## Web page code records

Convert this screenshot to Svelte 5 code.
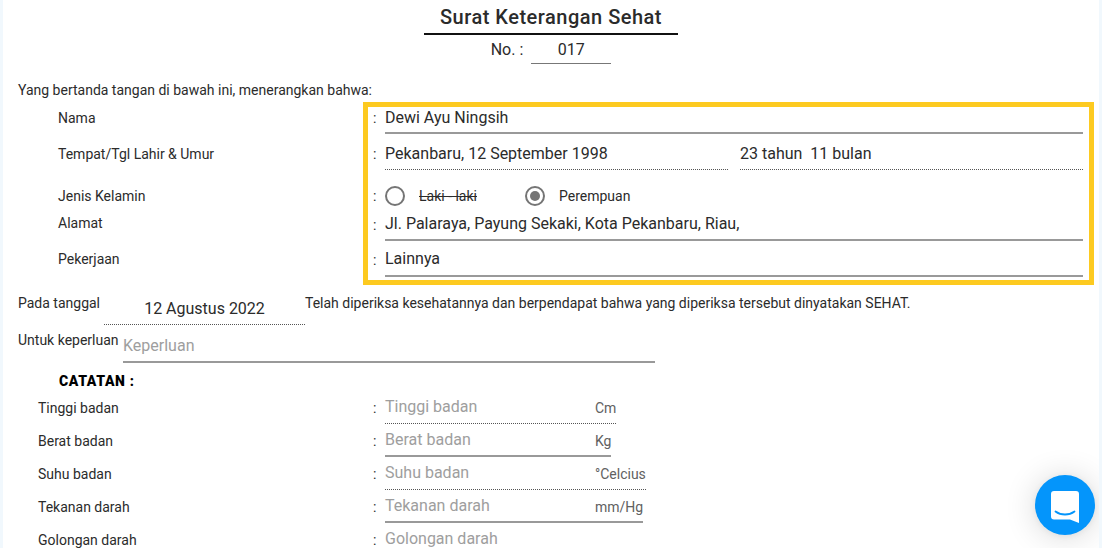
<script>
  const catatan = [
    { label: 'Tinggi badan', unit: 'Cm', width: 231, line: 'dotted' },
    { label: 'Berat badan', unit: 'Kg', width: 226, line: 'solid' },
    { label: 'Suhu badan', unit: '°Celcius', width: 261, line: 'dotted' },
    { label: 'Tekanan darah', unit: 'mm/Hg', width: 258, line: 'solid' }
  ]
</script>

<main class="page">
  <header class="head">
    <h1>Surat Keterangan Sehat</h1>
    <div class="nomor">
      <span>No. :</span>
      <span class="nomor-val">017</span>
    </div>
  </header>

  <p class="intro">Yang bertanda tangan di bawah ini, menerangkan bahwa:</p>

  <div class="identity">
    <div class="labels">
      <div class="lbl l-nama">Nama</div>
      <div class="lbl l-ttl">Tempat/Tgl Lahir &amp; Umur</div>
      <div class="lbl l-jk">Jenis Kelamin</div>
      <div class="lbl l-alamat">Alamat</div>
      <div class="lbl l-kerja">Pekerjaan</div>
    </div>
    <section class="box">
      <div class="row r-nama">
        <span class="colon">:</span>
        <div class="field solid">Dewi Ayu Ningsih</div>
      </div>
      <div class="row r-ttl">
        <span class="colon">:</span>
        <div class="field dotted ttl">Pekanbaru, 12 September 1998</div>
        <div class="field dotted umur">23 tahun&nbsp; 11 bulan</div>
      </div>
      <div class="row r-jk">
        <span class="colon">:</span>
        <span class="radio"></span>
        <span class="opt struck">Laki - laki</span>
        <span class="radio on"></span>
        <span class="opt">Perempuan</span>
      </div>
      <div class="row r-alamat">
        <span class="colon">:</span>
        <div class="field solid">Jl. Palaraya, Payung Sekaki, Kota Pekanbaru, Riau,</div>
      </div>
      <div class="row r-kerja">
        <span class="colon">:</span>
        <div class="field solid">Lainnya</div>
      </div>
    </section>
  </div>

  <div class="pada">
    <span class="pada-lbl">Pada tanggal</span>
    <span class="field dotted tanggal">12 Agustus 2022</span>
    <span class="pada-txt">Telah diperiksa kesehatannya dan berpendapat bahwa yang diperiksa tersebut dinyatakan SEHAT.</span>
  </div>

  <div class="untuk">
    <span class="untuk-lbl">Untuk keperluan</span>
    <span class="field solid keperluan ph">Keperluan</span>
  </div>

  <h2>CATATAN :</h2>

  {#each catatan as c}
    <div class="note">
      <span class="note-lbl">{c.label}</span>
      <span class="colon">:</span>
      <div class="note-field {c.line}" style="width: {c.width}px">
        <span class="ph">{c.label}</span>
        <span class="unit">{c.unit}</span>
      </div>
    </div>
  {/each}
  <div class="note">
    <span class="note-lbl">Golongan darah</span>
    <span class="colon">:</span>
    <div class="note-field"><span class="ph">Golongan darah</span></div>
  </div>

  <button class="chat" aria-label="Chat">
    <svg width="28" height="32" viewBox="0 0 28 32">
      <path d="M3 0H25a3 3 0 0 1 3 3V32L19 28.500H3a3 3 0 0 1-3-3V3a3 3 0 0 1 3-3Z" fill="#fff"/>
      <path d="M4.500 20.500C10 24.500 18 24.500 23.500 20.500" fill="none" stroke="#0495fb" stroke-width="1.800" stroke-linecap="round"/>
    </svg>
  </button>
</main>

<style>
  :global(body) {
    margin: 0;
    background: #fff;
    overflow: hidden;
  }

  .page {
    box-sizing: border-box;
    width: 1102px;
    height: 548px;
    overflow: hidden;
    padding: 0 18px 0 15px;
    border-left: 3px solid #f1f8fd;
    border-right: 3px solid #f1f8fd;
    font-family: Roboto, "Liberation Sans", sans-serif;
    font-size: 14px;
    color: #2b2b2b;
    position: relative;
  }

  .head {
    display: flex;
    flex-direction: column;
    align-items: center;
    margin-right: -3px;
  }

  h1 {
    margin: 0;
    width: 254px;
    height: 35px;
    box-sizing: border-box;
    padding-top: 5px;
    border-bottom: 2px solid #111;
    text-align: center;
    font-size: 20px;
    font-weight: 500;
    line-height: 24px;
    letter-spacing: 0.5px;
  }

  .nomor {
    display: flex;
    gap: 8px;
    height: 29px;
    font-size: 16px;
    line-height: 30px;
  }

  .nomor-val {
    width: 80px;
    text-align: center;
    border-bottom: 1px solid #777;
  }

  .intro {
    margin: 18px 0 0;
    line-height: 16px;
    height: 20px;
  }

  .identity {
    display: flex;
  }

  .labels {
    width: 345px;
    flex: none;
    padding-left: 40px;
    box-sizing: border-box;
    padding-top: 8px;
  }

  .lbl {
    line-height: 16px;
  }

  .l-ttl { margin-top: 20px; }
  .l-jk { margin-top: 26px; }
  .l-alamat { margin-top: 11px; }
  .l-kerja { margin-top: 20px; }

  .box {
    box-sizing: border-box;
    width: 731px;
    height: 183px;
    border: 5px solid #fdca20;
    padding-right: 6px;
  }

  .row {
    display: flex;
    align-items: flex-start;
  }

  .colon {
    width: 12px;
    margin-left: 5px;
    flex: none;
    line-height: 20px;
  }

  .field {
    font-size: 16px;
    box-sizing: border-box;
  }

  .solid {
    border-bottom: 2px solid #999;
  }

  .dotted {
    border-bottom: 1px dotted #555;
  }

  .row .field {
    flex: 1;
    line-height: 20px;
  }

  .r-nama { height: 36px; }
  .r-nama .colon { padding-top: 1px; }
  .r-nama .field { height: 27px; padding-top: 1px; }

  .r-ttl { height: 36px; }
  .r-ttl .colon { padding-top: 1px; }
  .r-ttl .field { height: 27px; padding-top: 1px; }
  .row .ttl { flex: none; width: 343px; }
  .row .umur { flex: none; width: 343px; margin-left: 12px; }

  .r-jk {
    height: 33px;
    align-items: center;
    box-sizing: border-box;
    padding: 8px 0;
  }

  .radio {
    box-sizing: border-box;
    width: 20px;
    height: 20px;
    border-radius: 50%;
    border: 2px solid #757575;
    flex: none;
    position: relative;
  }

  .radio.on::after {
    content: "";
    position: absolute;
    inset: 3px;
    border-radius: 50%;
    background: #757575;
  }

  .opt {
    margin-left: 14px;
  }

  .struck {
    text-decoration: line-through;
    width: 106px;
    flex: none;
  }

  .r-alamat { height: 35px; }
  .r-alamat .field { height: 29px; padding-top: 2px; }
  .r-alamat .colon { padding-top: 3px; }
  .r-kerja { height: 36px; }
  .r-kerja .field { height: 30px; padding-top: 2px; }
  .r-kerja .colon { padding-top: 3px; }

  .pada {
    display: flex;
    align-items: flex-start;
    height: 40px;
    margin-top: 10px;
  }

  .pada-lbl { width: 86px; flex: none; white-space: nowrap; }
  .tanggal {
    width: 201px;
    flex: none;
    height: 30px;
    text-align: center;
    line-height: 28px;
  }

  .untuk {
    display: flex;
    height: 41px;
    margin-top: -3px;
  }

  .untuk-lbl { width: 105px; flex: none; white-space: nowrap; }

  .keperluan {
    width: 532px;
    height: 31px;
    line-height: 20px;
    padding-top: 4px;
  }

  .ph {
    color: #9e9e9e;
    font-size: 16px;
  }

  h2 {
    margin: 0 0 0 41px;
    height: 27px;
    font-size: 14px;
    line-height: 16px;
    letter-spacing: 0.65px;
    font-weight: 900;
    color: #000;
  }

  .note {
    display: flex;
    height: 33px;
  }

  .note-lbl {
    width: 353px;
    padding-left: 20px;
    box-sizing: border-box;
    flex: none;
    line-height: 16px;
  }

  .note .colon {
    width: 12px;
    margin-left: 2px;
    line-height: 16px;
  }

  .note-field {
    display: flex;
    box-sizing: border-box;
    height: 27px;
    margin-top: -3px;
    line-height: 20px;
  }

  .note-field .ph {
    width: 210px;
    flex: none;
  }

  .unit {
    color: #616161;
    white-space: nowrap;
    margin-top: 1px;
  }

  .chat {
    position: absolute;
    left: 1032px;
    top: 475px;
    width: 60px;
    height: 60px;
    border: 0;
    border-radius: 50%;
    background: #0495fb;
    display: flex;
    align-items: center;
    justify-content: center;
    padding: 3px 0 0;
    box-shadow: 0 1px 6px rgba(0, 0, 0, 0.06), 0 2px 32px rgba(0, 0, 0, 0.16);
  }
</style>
---
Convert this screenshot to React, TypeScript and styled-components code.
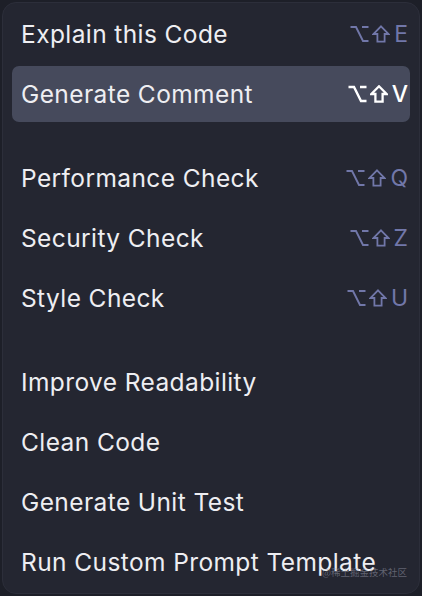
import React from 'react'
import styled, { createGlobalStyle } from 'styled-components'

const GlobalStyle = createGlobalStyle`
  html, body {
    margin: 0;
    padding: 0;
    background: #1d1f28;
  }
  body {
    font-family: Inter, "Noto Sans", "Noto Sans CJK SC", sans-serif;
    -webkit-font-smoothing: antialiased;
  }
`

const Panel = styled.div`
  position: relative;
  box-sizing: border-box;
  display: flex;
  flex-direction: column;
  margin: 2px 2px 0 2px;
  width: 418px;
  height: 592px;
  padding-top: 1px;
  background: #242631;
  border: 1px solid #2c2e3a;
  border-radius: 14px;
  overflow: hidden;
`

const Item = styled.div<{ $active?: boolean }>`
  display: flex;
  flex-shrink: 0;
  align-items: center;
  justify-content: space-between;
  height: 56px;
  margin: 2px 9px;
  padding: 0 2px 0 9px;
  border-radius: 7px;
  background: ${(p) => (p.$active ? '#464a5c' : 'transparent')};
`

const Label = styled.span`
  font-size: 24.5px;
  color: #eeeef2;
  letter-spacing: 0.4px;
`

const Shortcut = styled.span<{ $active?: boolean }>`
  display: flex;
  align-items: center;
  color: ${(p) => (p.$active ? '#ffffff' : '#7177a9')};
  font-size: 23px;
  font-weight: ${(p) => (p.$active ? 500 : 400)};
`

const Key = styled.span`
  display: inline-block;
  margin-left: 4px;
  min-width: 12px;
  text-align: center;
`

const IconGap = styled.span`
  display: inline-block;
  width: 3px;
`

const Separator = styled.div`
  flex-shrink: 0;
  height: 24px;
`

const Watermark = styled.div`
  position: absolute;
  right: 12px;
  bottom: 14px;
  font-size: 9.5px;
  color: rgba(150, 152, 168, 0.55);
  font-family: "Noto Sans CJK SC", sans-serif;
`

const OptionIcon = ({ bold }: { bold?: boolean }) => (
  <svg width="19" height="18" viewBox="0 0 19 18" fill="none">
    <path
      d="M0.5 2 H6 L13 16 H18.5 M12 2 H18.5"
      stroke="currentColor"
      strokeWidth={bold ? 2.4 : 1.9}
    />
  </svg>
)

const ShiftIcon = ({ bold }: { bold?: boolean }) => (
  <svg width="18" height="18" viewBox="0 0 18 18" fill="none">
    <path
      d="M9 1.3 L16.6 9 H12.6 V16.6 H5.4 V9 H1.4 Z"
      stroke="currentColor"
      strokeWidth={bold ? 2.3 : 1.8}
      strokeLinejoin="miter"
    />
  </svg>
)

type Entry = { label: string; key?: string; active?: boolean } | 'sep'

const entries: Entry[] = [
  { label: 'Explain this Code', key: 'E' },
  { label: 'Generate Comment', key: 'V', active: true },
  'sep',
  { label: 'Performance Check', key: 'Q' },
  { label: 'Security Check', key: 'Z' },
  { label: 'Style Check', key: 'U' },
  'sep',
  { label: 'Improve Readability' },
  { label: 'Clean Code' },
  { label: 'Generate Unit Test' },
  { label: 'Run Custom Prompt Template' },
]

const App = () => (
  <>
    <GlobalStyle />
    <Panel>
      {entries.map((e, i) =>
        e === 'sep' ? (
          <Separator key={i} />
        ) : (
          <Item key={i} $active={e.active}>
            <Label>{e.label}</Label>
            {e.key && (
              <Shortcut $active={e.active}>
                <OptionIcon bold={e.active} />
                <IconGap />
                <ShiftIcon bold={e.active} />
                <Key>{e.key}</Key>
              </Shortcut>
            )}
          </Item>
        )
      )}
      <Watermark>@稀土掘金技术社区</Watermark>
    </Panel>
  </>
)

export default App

## Set exercise
Go through the data above and find the lines with the word "components". Copy each of those lines.

## Problem solution
Convert this screenshot to React, TypeScript and styled-components code.
import styled, { createGlobalStyle } from 'styled-components'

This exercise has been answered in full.